## Aim of the exercise
Leaving out every picture, copy the lines of the data exactly, from the first through the line containing "for a theatre</h1>".

## Records for the task
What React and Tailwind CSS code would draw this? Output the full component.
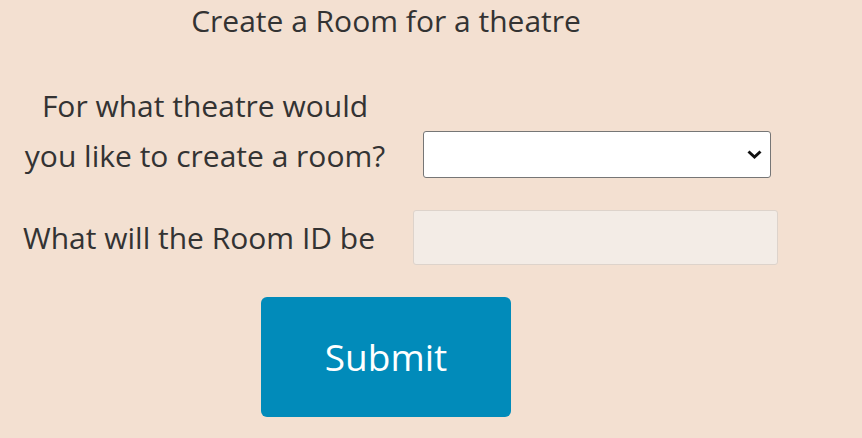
export default function App() {
  return (
    <div
      className="w-[862px] h-[438px] overflow-hidden bg-[#f3e0d1] text-[#333333]"
      style={{ fontFamily: '"Open Sans", sans-serif' }}
    >
      <div className="w-[772px]">
        <h1 className="text-center text-[30px] leading-[40px] pt-[1px]">Create a Room for a theatre</h1>

        <div className="flex items-start mt-[40px]">
          <label className="w-[364px] ml-[23px] text-center text-[30px] leading-[50px]">
            For what theatre would you like to create a room?
          </label>
          <div className="relative ml-[36px] mt-[50px] shrink-0">
            <select className="w-[348px] h-[47px] bg-white border border-[#767676] rounded-[3px] appearance-none px-2 text-[20px]">
              <option></option>
            </select>
            <svg
              className="absolute right-[8px] top-[18px] pointer-events-none"
              width="17"
              height="11"
              viewBox="0 0 17 11"
            >
              <path d="M2.5 2.5 L8.5 8 L14.5 2.5" fill="none" stroke="#111" strokeWidth="3" />
            </svg>
          </div>
        </div>

        <div className="flex items-center mt-[29px]">
          <label className="ml-[23px] whitespace-nowrap text-[30px] leading-[40px]">What will the Room ID be</label>
          <input
            disabled
            className="ml-[38px] w-[365px] h-[55px] shrink-0 bg-[#f3ece6] border border-[#ddd3cb] rounded-[3px]"
          />
        </div>

        <div className="flex justify-center mt-[32px]">
          <button className="w-[250px] h-[120px] bg-[#018bba] rounded-[6px] text-white text-[37px]">
            Submit
          </button>
        </div>
      </div>
    </div>
  )
}
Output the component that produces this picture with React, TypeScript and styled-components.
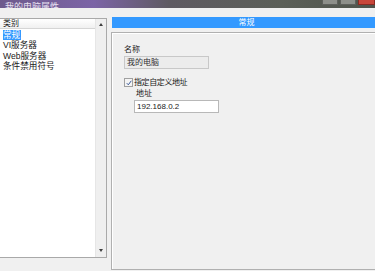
import React from "react";
import styled, { createGlobalStyle } from "styled-components";

const Global = createGlobalStyle`
  html, body { margin: 0; padding: 0; }
  body {
    background: #f0f0f0;
    font-family: "Liberation Sans", "Noto Sans CJK SC", sans-serif;
    font-size: 8px;
    color: #1a1a1a;
    width: 375px;
    height: 271px;
    overflow: hidden;
  }
`;

const Window = styled.div`
  width: 375px;
  height: 271px;
  display: flex;
  flex-direction: column;
  overflow: hidden;
`;

const TitleBar = styled.div`
  height: 8px;
  flex: none;
  display: flex;
  align-items: flex-end;
  justify-content: space-between;
  overflow: hidden;
  background: linear-gradient(90deg, #6d5a8c 0%, #7c64a6 25%, #5e5a62 45%, #5b5f58 75%, #4f544c 100%);
`;

const Title = styled.div`
  font-size: 9px;
  line-height: 9px;
  margin: 0 0 -4px 5px;
  color: #e8e0f0;
`;

const Controls = styled.div`
  display: flex;
  align-self: flex-start;
  gap: 2px;
`;

const Ctrl = styled.div<{ $close?: boolean }>`
  width: ${(p) => (p.$close ? 15 : 14)}px;
  height: 4px;
  background: ${(p) => (p.$close ? "#c8463a" : "#8d8f8a")};
  border: 1px solid ${(p) => (p.$close ? "#8a2a22" : "#5e605c")};
  border-top: none;
`;

const Body = styled.div`
  flex: none;
  display: flex;
  gap: 4px;
  padding-top: 9px;
`;

const LeftPanel = styled.div`
  width: 106px;
  height: 238px;
  margin-top: 1px;
  background: #fff;
  border: 1px solid #a9a9a9;
  border-left: none;
  display: flex;
  flex: none;
`;

const ListArea = styled.div`
  flex: 1;
  display: flex;
  flex-direction: column;
`;

const ListHeader = styled.div`
  height: 9px;
  line-height: 9px;
  padding-left: 3px;
  background: linear-gradient(#ffffff, #f0f0f0);
  border-bottom: 1px solid #d5d5d5;
`;

const ListItems = styled.div`
  display: flex;
  flex-direction: column;
  padding-top: 1px;
  font-size: 8.6px;
`;

const Item = styled.div<{ $selected?: boolean }>`
  height: 10.3px;
  line-height: 10px;
  padding-left: 3px;
  display: flex;
  align-items: center;
  span {
    padding: 0 1px 0 0;
    background: ${(p) => (p.$selected ? "#3399ff" : "transparent")};
    color: ${(p) => (p.$selected ? "#fff" : "#1a1a1a")};
  }
`;

const Scrollbar = styled.div`
  width: 10px;
  background: #efefef;
  border-left: 1px solid #e6e6e6;
  display: flex;
  flex-direction: column;
  justify-content: space-between;
  align-items: center;
  padding: 4px 0 5px;
`;

const Arrow = styled.div<{ $down?: boolean }>`
  width: 0;
  height: 0;
  border-left: 2.5px solid transparent;
  border-right: 2.5px solid transparent;
  ${(p) => (p.$down ? "border-top: 3px solid #404040;" : "border-bottom: 3px solid #404040;")}
`;

const RightCol = styled.div`
  flex: 1;
  display: flex;
  flex-direction: column;
  gap: 4px;
`;

const Banner = styled.div`
  height: 11px;
  background: #3399ff;
  color: #fff;
  line-height: 11px;
  text-align: center;
  margin-left: 1px;
  padding-left: 6px;
`;

const Panel = styled.div`
  height: 224px;
  border-top: 1px solid #b0b0b0;
  border-left: 1px solid #b0b0b0;
  border-bottom: 1px solid #b0b0b0;
  box-shadow: inset 1px 1px 0 #ffffff;
  background: #f0f0f0;
  padding: 12px 0 0 12px;
  display: flex;
  flex-direction: column;
`;

const Label = styled.div<{ $indent?: number; $top?: number }>`
  line-height: 9px;
  margin-left: ${(p) => p.$indent ?? 0}px;
  margin-top: ${(p) => p.$top ?? 0}px;
`;

const Field = styled.div<{ $disabled?: boolean; $width: number; $indent?: number }>`
  width: ${(p) => p.$width}px;
  height: 11px;
  margin-left: ${(p) => p.$indent ?? 0}px;
  margin-top: 2px;
  border: 1px solid ${(p) => (p.$disabled ? "#c8c8c8" : "#b8b8b8")};
  background: ${(p) => (p.$disabled ? "#ececec" : "#ffffff")};
  line-height: 11px;
  padding-left: 2px;
  color: ${(p) => (p.$disabled ? "#303030" : "#1a1a1a")};
`;

const CheckRow = styled.div`
  display: flex;
  align-items: center;
  gap: 1px;
  margin-top: 9px;
  line-height: 9px;
  letter-spacing: -0.4px;
`;

const Box = styled.div`
  width: 7px;
  height: 7px;
  border: 1px solid #a0a0a0;
  background: #f4f4f4;
  display: flex;
  align-items: center;
  justify-content: center;
`;

const Footer = styled.div`
  flex: none;
  height: 14px;
  display: flex;
  justify-content: flex-end;
  gap: 4px;
  padding-top: 4px;
  margin-right: -2px;
`;

const Button = styled.div`
  width: 32px;
  height: 12px;
  border: 1px solid #8f8f8f;
  border-radius: 2px;
  background: linear-gradient(#f6f6f6, #dcdcdc);
  text-align: center;
  line-height: 12px;
  color: #1a1a1a;
`;

export default function App() {
  return (
    <Window>
      <Global />
      <TitleBar>
        <Title>我的电脑属性</Title>
        <Controls>
          <Ctrl />
          <Ctrl />
          <Ctrl $close />
        </Controls>
      </TitleBar>
      <Body>
        <LeftPanel>
          <ListArea>
            <ListHeader>类别</ListHeader>
            <ListItems>
              <Item $selected><span>常规</span></Item>
              <Item><span>VI服务器</span></Item>
              <Item><span>Web服务器</span></Item>
              <Item><span>条件禁用符号</span></Item>
            </ListItems>
          </ListArea>
          <Scrollbar>
            <Arrow />
            <Arrow $down />
          </Scrollbar>
        </LeftPanel>
        <RightCol>
          <Banner>常规</Banner>
          <Panel>
            <Label>名称</Label>
            <Field $disabled $width={81}>我的电脑</Field>
            <CheckRow>
              <Box>
                <svg width="6" height="6" viewBox="0 0 6 6">
                  <path d="M0.8 3.2 L2.3 4.8 L5.3 0.8" stroke="#3a5a9a" strokeWidth="1" fill="none" />
                </svg>
              </Box>
              <span>指定自定义地址</span>
            </CheckRow>
            <Label $indent={12} $top={2}>地址</Label>
            <Field $width={81} $indent={10}>192.168.0.2</Field>
          </Panel>
        </RightCol>
      </Body>
      <Footer>
        <Button>确定</Button>
        <Button>取消</Button>
        <Button>帮助</Button>
      </Footer>
    </Window>
  );
}
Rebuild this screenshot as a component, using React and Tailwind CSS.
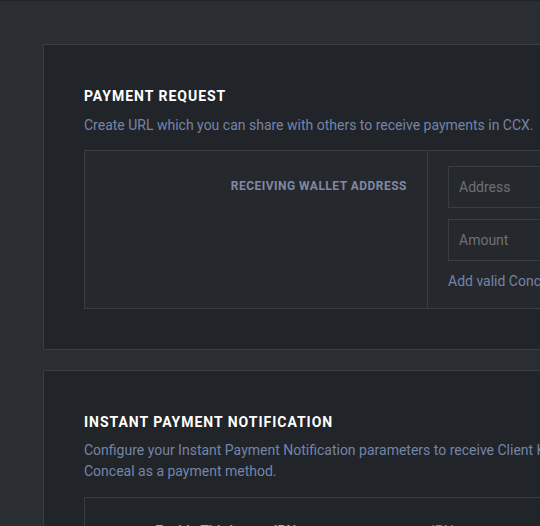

## The result
What React and Tailwind CSS code would draw this? Output the full component.
export default function App() {
  return (
    <div
      className="w-[862px] h-[438px] overflow-hidden bg-[#f3e0d1] text-[#333333]"
      style={{ fontFamily: '"Open Sans", sans-serif' }}
    >
      <div className="w-[772px]">
        <h1 className="text-center text-[30px] leading-[40px] pt-[1px]">Create a Room for a theatre</h1>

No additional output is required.